Mandy Rennehan converted an abandoned windmill into her Yarmouth County home. Her father, Gary, bushwhacked the property and repaired the stone wall that encloses the property, which was solid and almost perfectly intact.
Mandy bought the circa 1950s windmill 12 years ago, along with an old house, horse barn, and surrounding acreage.
She added a great room onto the original structure. For such a large room, the massive beach stone fireplace and U-shaped leather sectional make it cozy. Mandy and her partner Ashlee Wilson commissioned the paintings on either side of the hearth from an artist in Spain who picked up on their nicknames Bear and Kitty. Mandy’s grandfather made the model ship.

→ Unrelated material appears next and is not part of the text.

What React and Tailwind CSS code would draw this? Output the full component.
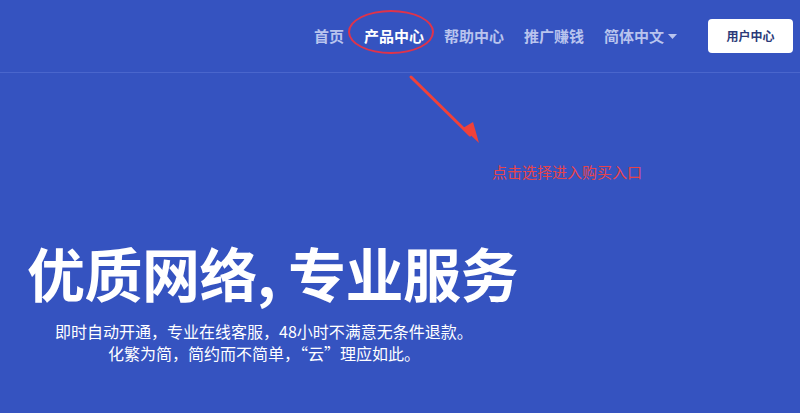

Always fascinated with wood, Mandy used several different kinds in the kitchen, from the painted wood of the cabinetry, to pine planks on the floor, and weathered barn boards on the wall. A porthole window over the sink adds a nautical touch.
A bait bag is used to collect wine corks—a testament to three years of good times and great company.
The original windmill is three storeys tall; the stairway between floors has a rustic look, with barn board walls and iron brackets for the hand rail.
A luxurious bathroom, complete with a deep copper tub and two matching sinks from Native Trails in California, is on the second floor of the windmill.
There’s a spacious bathroom on the bottom floor of the windmill that features a vanity made from an antique dresser. Tiles that look like wood planks line the walls of the large shower.
The original iron structure of the windmill is on view in the bedroom, which is on the top floor of the tower mill and offers sweeping views of Darling Lake and the Bay of Fundy.